Die Neubauten sollten ursprünglich einmal 14 Millionen Euro kosten, die Einweihung war für Ende 2020 geplant. Mittlerweile ist man bei 30 Millionen angelangt – was nicht die letzte Summe sein muss – und das bayerische Bauministerium rechnet mit der Fertigstellung im Winter 2021/22.

Den verschiedenen Architektur- und Planungsbüros wurde gekündigt, da Leistungen „entweder gar nicht oder schlecht erbracht“ worden seien, wie die neue Bauministerin Kerstin Schreyer (CSU) sagt. Der Rohbau steht im Wesentlichen, auch jetzt wird weitergearbeitet, doch die Suche nach einem Nachfolgebüro läuft noch.

Braune Verklärung der schönen Gebirgswelt

Nur ziemlich ohnmächtig zuschauen kann dabei das Münchner Institut für Zeitgeschichte (IfZ), das das Zentrum Obersalzberg inhaltlich verantwortet. Denn für den Bau ist es nicht zuständig. Der Lernort hat immense Bedeutung gegen die auch nach dem Zweiten Weltkrieg noch lange anhaltende braune Verklärung des Obersalzbergs inmitten der landschaftlich schönen Gebirgswelt.
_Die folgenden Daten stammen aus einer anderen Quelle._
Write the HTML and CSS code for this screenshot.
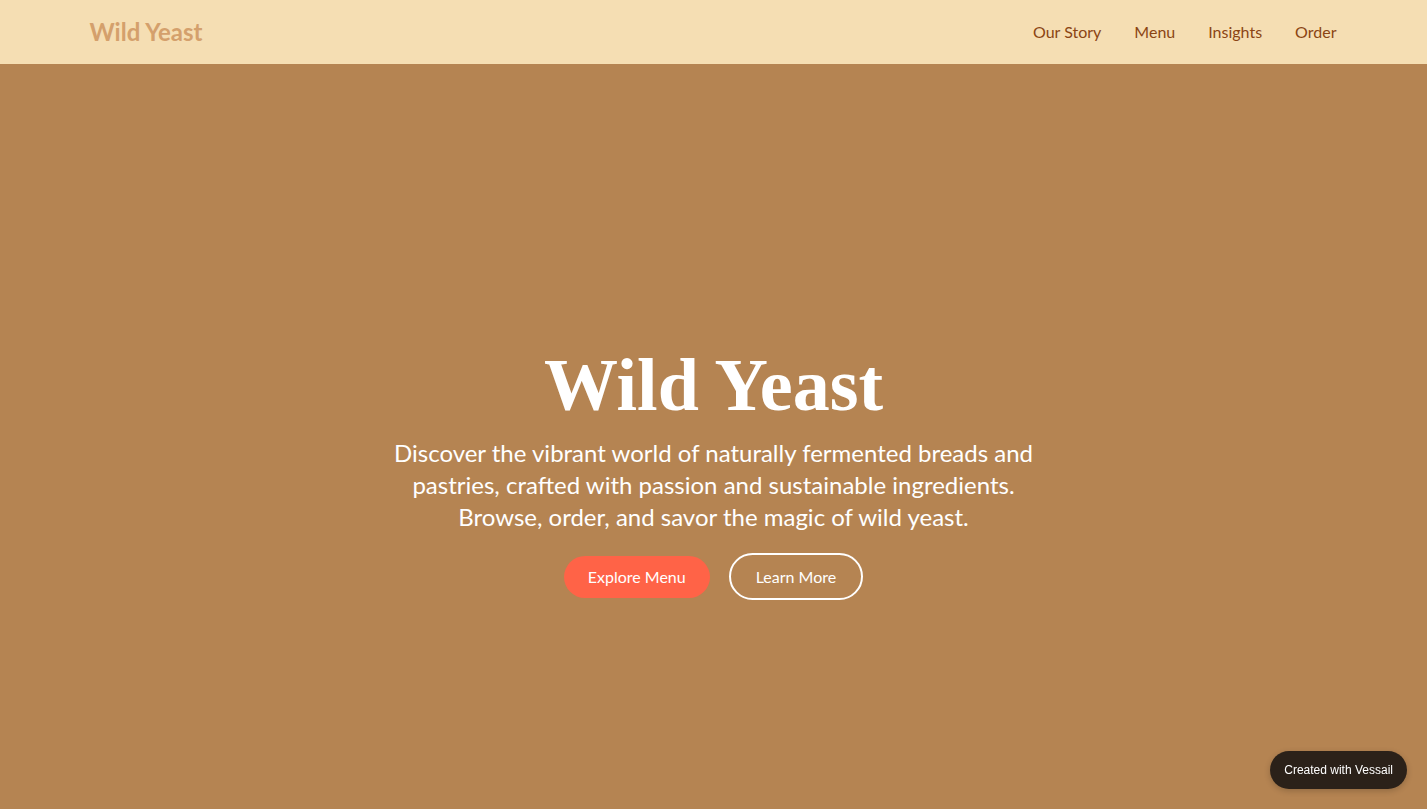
FILE: index.html
```html
<!DOCTYPE html>
<html lang="en">
<head>
<meta charset="utf-8">
<title>Wild Yeast</title>
<link rel="stylesheet" href="styles.css">
</head>
<body>
<header class="site-header">
  <div class="container header-inner">
    <a class="logo" href="#">Wild Yeast</a>
    <nav class="nav">
      <a href="#">Our Story</a>
      <a href="#">Menu</a>
      <a href="#">Insights</a>
      <a href="#">Order</a>
    </nav>
  </div>
</header>
<main class="hero">
  <div class="hero-content">
    <h1 class="hero-title">Wild Yeast</h1>
    <p class="hero-text">Discover the vibrant world of naturally fermented breads and pastries, crafted with passion and sustainable ingredients. Browse, order, and savor the magic of wild yeast.</p>
    <div class="hero-actions">
      <a class="btn btn-primary" href="#">Explore Menu</a>
      <a class="btn btn-outline" href="#">Learn More</a>
    </div>
  </div>
</main>
<a class="badge" href="#">Created with Vessail</a>
</body>
</html>
```
FILE: styles.css
```css
* { box-sizing: border-box; }
html, body { margin: 0; padding: 0; }
body {
  font-family: Lato, "Open Sans", sans-serif;
  background: #b58452;
  color: #fff;
}
a { text-decoration: none; }
.container {
  max-width: 1280px;
  margin: 0 auto;
  padding: 0 16px;
}
.site-header {
  background: #f5deb3;
  height: 64px;
}
.header-inner {
  height: 64px;
  display: flex;
  align-items: center;
  justify-content: space-between;
}
.logo {
  font-size: 24px;
  font-weight: 700;
  color: #d4a06c;
  line-height: 64px;
  padding-bottom: 1px;
}
.nav {
  display: flex;
  gap: 33px;
  padding-right: 1px;
  padding-bottom: 2px;
}
.nav a {
  color: #8b4513;
  font-size: 16px;
}
.hero {
  min-height: 100vh;
  padding-top: 12px;
  display: flex;
  align-items: center;
  justify-content: center;
  text-align: center;
}
.hero-content {
  max-width: 640px;
  display: flex;
  flex-direction: column;
  align-items: center;
}
.hero-title {
  font-family: "Liberation Serif", "Times New Roman", serif;
  font-weight: 700;
  font-size: 74px;
  line-height: 72px;
  margin: 0 0 16px;
  color: #fff;
}
.hero-text {
  font-size: 24px;
  line-height: 32px;
  margin: 0 0 20px;
}
.hero-actions {
  display: flex;
  align-items: center;
  gap: 19px;
}
.btn {
  display: inline-block;
  font-size: 16px;
  color: #fff;
  border-radius: 9999px;
}
.btn-primary {
  background: #ff6347;
  padding: 11px 24px;
  line-height: 20px;
}
.btn-outline {
  border: 2px solid #fff;
  padding: 11px 25px;
  line-height: 21px;
}
.badge {
  position: fixed;
  right: 20px;
  bottom: 20px;
  background: #2b2119;
  color: #fff;
  font-family: "Liberation Sans", Arial, sans-serif;
  font-size: 12px;
  line-height: 38px;
  padding: 0 14px;
  border-radius: 9999px;
  box-shadow: 0 2px 6px rgba(0,0,0,0.2);
}
```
„Der Obersalzberg ist kein Ort wie jeder andere“, sagt Sven Keller, beim IfZ zuständig für die Dokumentation. „Es geht um die enge Verbindung zu Hitler, die vielen Propagandabilder vom Diktator im Berg­idyll.“ Darüber informiere das IfZ historisch fundiert und zuverlässig. Schon weniger bekannt, aber wichtig für die Aufklärung sei auch „die enge Verbindung des Ortes mit Krieg und Massenverbrechen“.